I’ve always loved the days after Christmas. Everything is done, and today, the fifth day of Christmas–the “5 golden rings” day–my tree is still up, and I’m appreciating it for perhaps for the first time.
It didn’t start out to be a great tree. When we moved to this small town five years ago, I realized that if I wanted to put up a live tree the day after Thanksgiving, I’d have to drive out of town to find one. In the beginning, that meant driving 75 miles, to San Antonio. Then 25 miles, to Kerrville. This year, I saw that our very own Walmart, just five miles away, had Noble firs the day before Thanksgiving.

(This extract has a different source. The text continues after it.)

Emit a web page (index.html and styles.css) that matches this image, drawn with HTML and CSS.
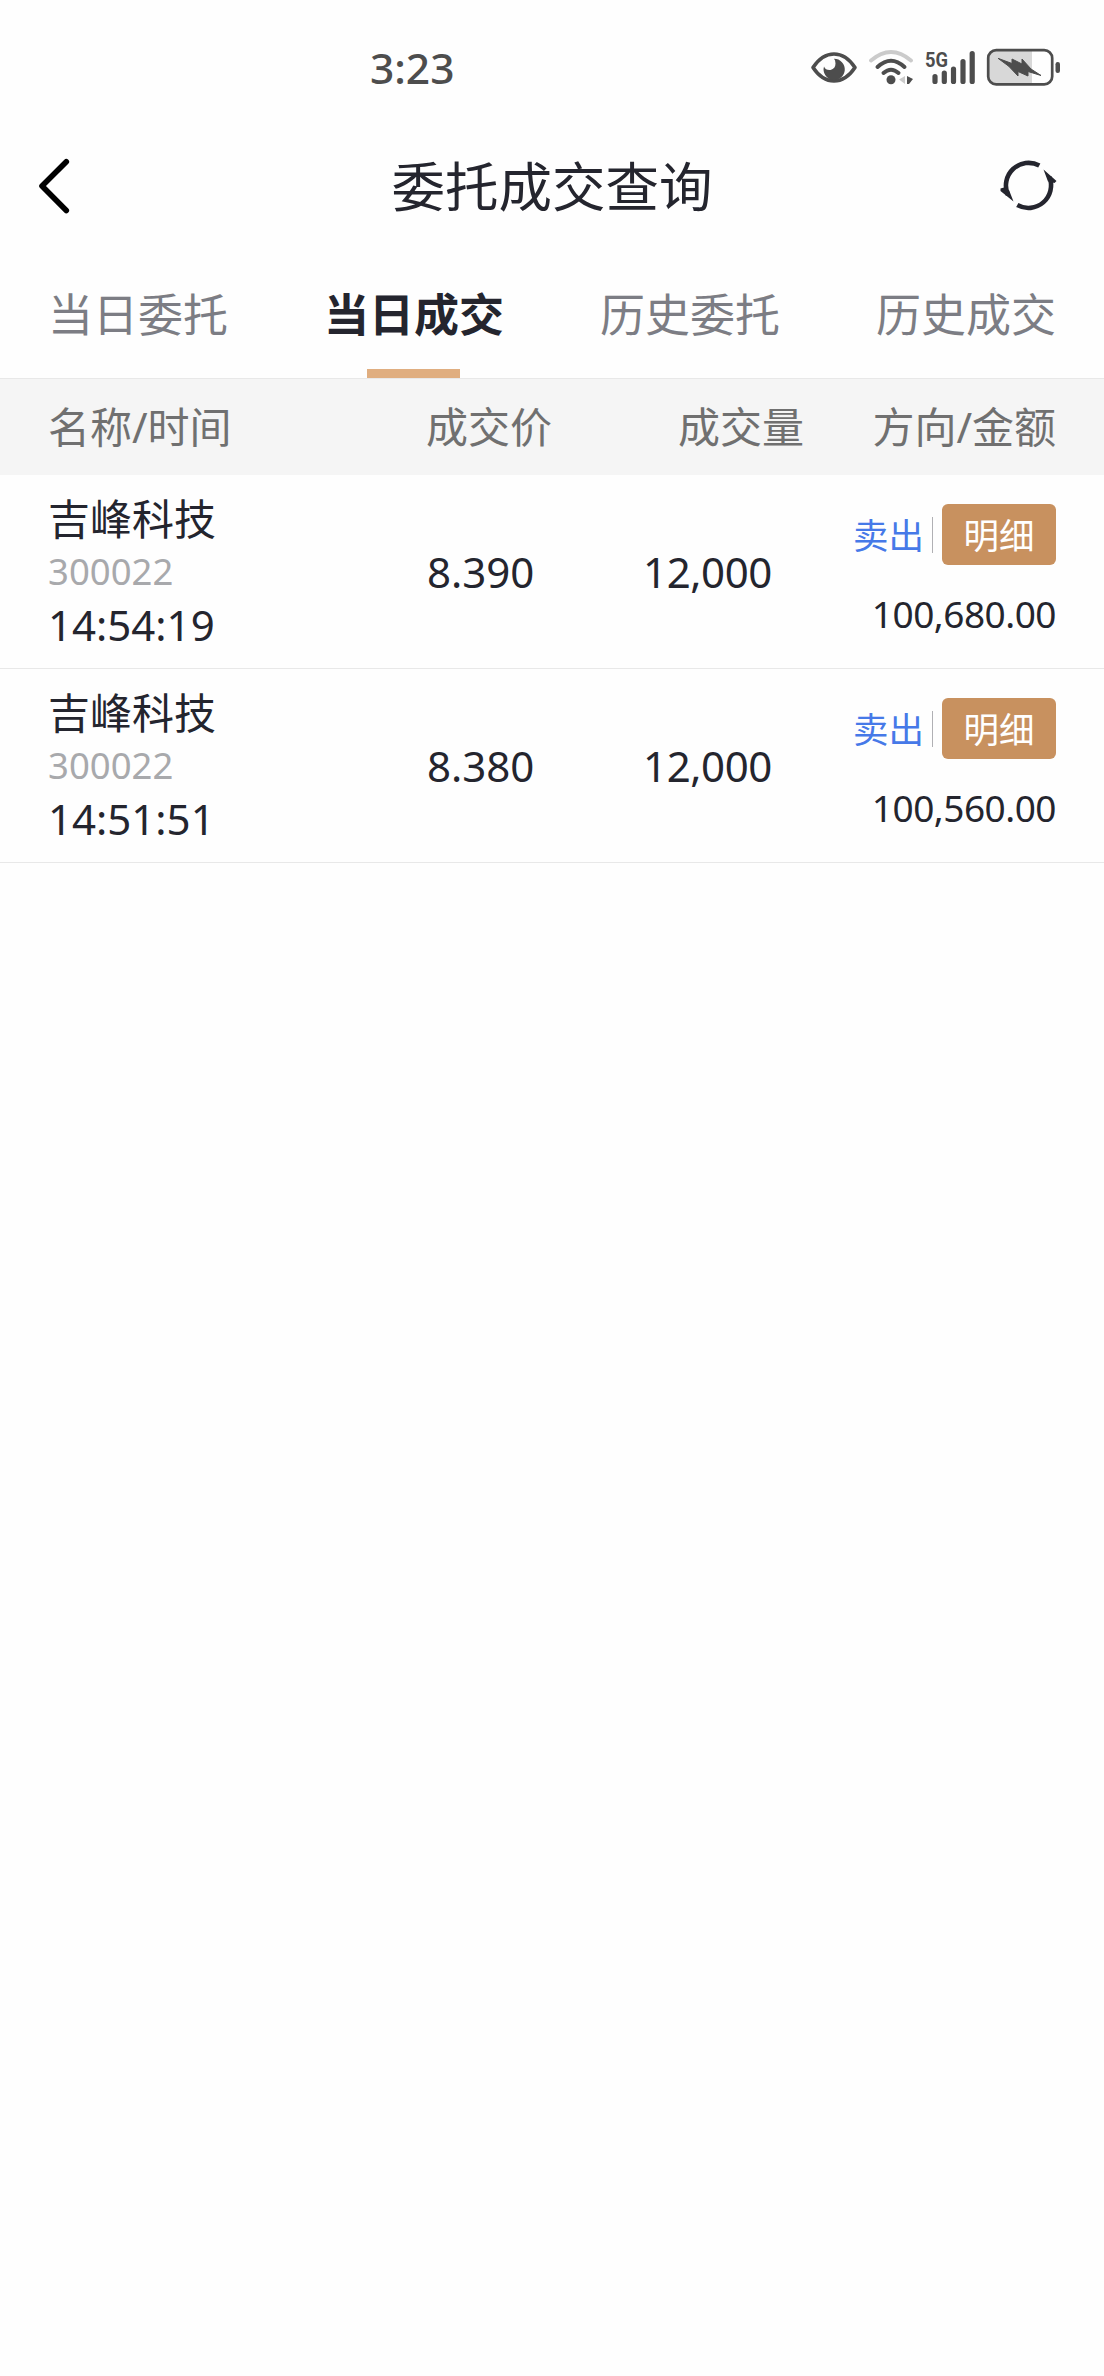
FILE: index.html
```html
<!DOCTYPE html>
<html lang="zh-CN">
<head>
<meta charset="utf-8">
<title>委托成交查询</title>
<link rel="stylesheet" href="styles.css">
</head>
<body>
<div class="status">
  <span class="clock">3:23</span>
  <svg class="status-icons" width="254" height="44" viewBox="808 46 254 44" fill="none" stroke-linecap="round">
    <path d="M813 67.5Q822 54 834 54T855 67.5Q846 81 834 81T813 67.5Z" stroke="#4d4d4d" stroke-width="3.6" stroke-linejoin="round"/>
    <path d="M834 58.8A10.6 10.6 0 1 1 824 66.5Q825.500 70.500 830.500 70Q835.500 68.500 835.500 63.500Q835.400 60 834 58.800Z" fill="#4d4d4d"/>
    <path d="M871 60.500Q891 43.500 911 60.500" stroke="#cbcbcb" stroke-width="3.800"/>
    <path d="M877.500 67Q891 54.500 904.500 67" stroke="#4d4d4d" stroke-width="4"/>
    <path d="M883.500 73Q891 66.500 898.500 73" stroke="#4d4d4d" stroke-width="4"/>
    <circle cx="891" cy="79.800" r="4.500" fill="#4d4d4d"/>
    <path d="M905 76v8l-6-4.500z" fill="#cbcbcb"/>
    <path d="M907 76l6 3-4 5h-2z" fill="#4d4d4d"/>
    <text class="network" x="925" y="67" textLength="23" lengthAdjust="spacingAndGlyphs">5G</text>
    <path d="M935 76.500V81.500M944.300 73V81.500M953.500 69V81.500M963 61.500V81.500M972.200 53.500V81.500" stroke="#4d4d4d" stroke-width="5.200"/>
    <path d="M1032 51H996Q989 51 989 58V76Q989 83 996 83H1032Z" fill="#d8d8d8"/>
    <rect x="988.200" y="50.200" width="64" height="34.200" rx="8" stroke="#4d4d4d" stroke-width="2.700"/>
    <rect x="1055.500" y="62" width="4.500" height="11" rx="2.200" fill="#4d4d4d"/>
    <path d="M998.500 58.500L1012 63.500 1012 59 1022 64 1022 59 1031 69 1041 75.500 1028 71.500 1028 76 1018 71.500 1018 76 1009 66.500Z" fill="#4d4d4d" stroke="#4d4d4d" stroke-width="1" stroke-linejoin="round"/>
  </svg>
</div>

<header class="titlebar">
  <svg width="34" height="60" viewBox="37 156 34 60" fill="none"><path d="M66.300 161.800L42 186L66.300 210.500" stroke="#000" stroke-width="5.600" stroke-linecap="round" stroke-linejoin="round"/></svg>
  <h1>委托成交查询</h1>
  <svg width="60" height="60" viewBox="998 156 60 60" fill="none" stroke="#24252e" stroke-width="4.600">
    <path d="M1039.300 165.500A22.700 22.700 0 0 0 1008 195"/>
    <path d="M1017.300 205.100A22.700 22.700 0 0 0 1049.500 177"/>
    <path d="M1000.500 188.500L1004 187.500L1009 190L1013.500 201.500L1000.500 191ZM1043.500 169.500L1056.500 181L1054.500 183L1048 181.500Z" fill="#24252e" stroke="none"/>
  </svg>
</header>

<nav class="tabs">
  <a>当日委托</a>
  <a class="active">当日成交</a>
  <a>历史委托</a>
  <a>历史成交</a>
</nav>

<div class="columns">
  <span>名称/时间</span><span>成交价</span><span>成交量</span><span class="end">方向/金额</span>
</div>

<main>
  <section class="trade">
    <div class="stock"><div>吉峰科技</div><div class="code">300022</div><div class="time">14:54:19</div></div>
    <div class="price">8.390</div>
    <div class="volume">12,000</div>
    <div class="deal">
      <div class="actions"><span class="side">卖出</span><i></i><button>明细</button></div>
      <div class="amount">100,680.00</div>
    </div>
  </section>
  <section class="trade">
    <div class="stock"><div>吉峰科技</div><div class="code">300022</div><div class="time">14:51:51</div></div>
    <div class="price">8.380</div>
    <div class="volume">12,000</div>
    <div class="deal">
      <div class="actions"><span class="side">卖出</span><i></i><button>明细</button></div>
      <div class="amount">100,560.00</div>
    </div>
  </section>
</main>
</body>
</html>
```
FILE: styles.css
```css
* { box-sizing: border-box; }
body {
  margin: 0;
  min-height: 2376px;
  background: #fefefe;
  color: #24252e;
  font-family: "Noto Sans", "Noto Sans CJK SC", sans-serif;
  font-size: 42px;
}
.status {
  height: 136px;
  padding: 0 42px 0 370px;
  display: flex;
  align-items: center;
  justify-content: space-between;
}
.clock { color: #4d4d4d; font-size: 42.5px; font-weight: 500; line-height: 60px; }
.network { font: 700 21px Roboto, sans-serif; fill: #4d4d4d; }
.titlebar {
  height: 100px;
  padding: 0 46px 0 37px;
  display: grid;
  grid-template-columns: 69px 1fr 60px;
  align-items: center;
}
h1 { margin: 2px 0 0; font-size: 53.5px; font-weight: 400; line-height: 80px; text-align: center; }
.tabs {
  height: 143px;
  padding: 0 48px;
  display: flex;
  justify-content: space-between;
  border-bottom: 1px solid #e8e8e8;
  color: #7c7d84;
  font-size: 45px;
  line-height: 158px;
}
.tabs a { height: 142px; display: flex; flex-direction: column; align-items: center; }
.tabs .active { color: #24252e; font-weight: 700; }
.tabs .active::after {
  content: "";
  width: 93px;
  height: 9px;
  margin-top: -25px;
  background: #e0ae80;
}
.columns, .trade {
  padding: 0 48px;
  display: grid;
  align-items: center;
}
.columns {
  height: 96px;
  grid-template-columns: 378px 252px 150px 1fr;
  background: #f5f5f5;
  color: #707070;
  line-height: 60px;
}
.end { text-align: right; }
.trade {
  height: 194px;
  grid-template-columns: 378px 170px 176px 1fr;
  border-bottom: 1px solid #e8e8e8;
  line-height: 53px;
}
.code { color: #a8a9ac; font-size: 36.5px; }
.price { padding-left: 1px; }
.volume { text-align: right; letter-spacing: -0.4px; }
.deal { display: flex; flex-direction: column; align-items: flex-end; gap: 22px; padding-top: 1px; }
.actions { display: flex; align-items: center; font-size: 35.5px; }
.side { color: #4679e8; padding-top: 1px; }
.actions i { width: 1px; height: 36px; margin: 0 9px 0 8px; background: #b0b0b4; }
button {
  width: 114px;
  height: 61px;
  padding: 1px 0 0;
  border: 0;
  border-radius: 6px;
  background: #c8915f;
  color: #fff;
  font: inherit;
  line-height: 60px;
}
.amount { font-size: 37px; letter-spacing: -0.5px; }
```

I should have driven out of town.
Once we got the tree in the stand, it became apparent that this was perhaps the ugliest Noble fir ever to grace God’s green earth. The trunk was completely crooked. It had gaps in weird places. It required more work than regular trees. We shoved it in the corner, decorated it, prayed the puppies wouldn’t knock it down, and hoped for the best.

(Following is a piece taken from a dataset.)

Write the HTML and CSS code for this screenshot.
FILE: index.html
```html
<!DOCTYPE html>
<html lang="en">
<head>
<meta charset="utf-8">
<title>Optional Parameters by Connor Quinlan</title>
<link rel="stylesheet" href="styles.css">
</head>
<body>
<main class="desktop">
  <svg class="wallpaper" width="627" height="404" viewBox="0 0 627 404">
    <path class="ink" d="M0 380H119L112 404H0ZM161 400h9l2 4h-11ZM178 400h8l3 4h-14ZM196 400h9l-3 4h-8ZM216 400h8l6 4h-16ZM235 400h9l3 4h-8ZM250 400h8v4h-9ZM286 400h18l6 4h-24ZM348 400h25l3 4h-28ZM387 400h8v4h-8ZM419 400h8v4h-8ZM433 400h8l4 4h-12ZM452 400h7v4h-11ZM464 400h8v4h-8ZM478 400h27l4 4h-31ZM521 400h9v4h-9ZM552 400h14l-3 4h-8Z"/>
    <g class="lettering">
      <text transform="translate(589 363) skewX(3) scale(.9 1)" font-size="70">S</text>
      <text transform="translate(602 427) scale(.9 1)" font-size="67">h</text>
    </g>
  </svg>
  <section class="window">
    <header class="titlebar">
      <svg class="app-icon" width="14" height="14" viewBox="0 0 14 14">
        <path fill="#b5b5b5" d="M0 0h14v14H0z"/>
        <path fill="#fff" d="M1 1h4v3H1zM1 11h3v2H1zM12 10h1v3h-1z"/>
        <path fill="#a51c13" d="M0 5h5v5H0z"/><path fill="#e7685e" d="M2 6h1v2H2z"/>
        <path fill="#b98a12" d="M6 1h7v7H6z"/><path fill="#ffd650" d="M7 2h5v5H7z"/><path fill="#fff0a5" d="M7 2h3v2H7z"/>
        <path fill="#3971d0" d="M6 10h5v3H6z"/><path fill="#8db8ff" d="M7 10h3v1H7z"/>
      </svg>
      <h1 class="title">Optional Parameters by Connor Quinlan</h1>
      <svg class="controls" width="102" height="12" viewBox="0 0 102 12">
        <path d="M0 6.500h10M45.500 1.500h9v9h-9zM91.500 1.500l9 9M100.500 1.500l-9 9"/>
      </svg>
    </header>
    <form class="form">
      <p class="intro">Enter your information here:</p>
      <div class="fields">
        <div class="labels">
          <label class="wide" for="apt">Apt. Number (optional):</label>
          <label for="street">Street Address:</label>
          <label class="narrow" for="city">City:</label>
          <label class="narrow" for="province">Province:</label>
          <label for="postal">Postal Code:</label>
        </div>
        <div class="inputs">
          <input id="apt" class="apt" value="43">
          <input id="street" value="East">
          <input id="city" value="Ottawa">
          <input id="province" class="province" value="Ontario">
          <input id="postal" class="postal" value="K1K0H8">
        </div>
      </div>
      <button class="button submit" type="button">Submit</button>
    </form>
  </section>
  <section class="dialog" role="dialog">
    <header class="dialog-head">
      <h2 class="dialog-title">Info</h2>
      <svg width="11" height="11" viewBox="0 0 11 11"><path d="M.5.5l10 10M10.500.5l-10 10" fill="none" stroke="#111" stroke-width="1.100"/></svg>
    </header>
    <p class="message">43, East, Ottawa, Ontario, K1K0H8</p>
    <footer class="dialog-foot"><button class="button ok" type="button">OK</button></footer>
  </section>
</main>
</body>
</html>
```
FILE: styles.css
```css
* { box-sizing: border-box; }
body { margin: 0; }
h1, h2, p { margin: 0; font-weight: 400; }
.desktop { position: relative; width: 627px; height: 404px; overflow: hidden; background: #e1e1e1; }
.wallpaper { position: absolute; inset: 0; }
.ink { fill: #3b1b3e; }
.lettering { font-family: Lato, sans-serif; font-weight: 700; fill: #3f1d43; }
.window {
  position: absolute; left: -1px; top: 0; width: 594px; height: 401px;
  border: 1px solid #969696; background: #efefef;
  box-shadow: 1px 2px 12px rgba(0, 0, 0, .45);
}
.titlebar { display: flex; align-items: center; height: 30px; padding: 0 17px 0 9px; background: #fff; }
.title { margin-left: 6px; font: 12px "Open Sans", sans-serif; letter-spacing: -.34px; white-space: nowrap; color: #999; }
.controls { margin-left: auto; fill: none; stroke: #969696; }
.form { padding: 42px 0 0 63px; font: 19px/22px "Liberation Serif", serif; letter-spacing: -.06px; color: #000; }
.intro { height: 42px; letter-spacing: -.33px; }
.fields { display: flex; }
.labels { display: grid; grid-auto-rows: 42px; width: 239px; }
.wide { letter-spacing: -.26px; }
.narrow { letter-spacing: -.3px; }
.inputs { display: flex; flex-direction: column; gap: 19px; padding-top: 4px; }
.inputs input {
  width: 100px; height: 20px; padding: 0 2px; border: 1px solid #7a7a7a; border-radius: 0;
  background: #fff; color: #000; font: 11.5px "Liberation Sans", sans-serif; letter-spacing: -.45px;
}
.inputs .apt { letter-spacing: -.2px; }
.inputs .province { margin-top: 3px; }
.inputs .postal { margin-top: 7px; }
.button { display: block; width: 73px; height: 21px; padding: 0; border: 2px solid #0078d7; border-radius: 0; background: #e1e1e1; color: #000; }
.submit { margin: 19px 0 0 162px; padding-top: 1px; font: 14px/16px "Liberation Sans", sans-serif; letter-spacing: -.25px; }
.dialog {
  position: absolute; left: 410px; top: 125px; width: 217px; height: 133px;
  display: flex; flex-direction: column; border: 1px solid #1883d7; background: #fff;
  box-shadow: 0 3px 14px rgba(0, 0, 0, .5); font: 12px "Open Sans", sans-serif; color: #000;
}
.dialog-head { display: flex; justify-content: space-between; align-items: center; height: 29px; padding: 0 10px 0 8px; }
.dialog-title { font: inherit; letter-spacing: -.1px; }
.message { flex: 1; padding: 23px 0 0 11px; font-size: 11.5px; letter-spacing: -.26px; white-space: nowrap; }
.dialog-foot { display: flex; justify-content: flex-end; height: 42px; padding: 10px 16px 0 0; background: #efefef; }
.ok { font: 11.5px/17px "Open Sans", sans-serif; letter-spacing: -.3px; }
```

Well, here we are, approximately five weeks later, and that tree has lived better than any other tree we’ve ever had. That sucker is still drinking water. As I sit here on December 29, I look at the ornaments (some of which go back to my parents’ first days as newlyweds) and think that this Walmart tree turned out beautiful after all.
Much like my Christmas. Many of you have sent me loving wishes for this first holiday without my mom. And it was a lot like this tree–crooked, with big ole’ gaps. It was a holiday in which I had to work (i.e. cook) harder than ever. Yet, it was also an abundant holiday, with family members I don’t usually see. There were many beautiful moments.
After the Christmas meal had been eaten and the presents had been opened, my dad texted me and said, “But you know, we pulled off something close to perfection.”
That was my Christmas: close to perfection. That was my Walmart tree, too.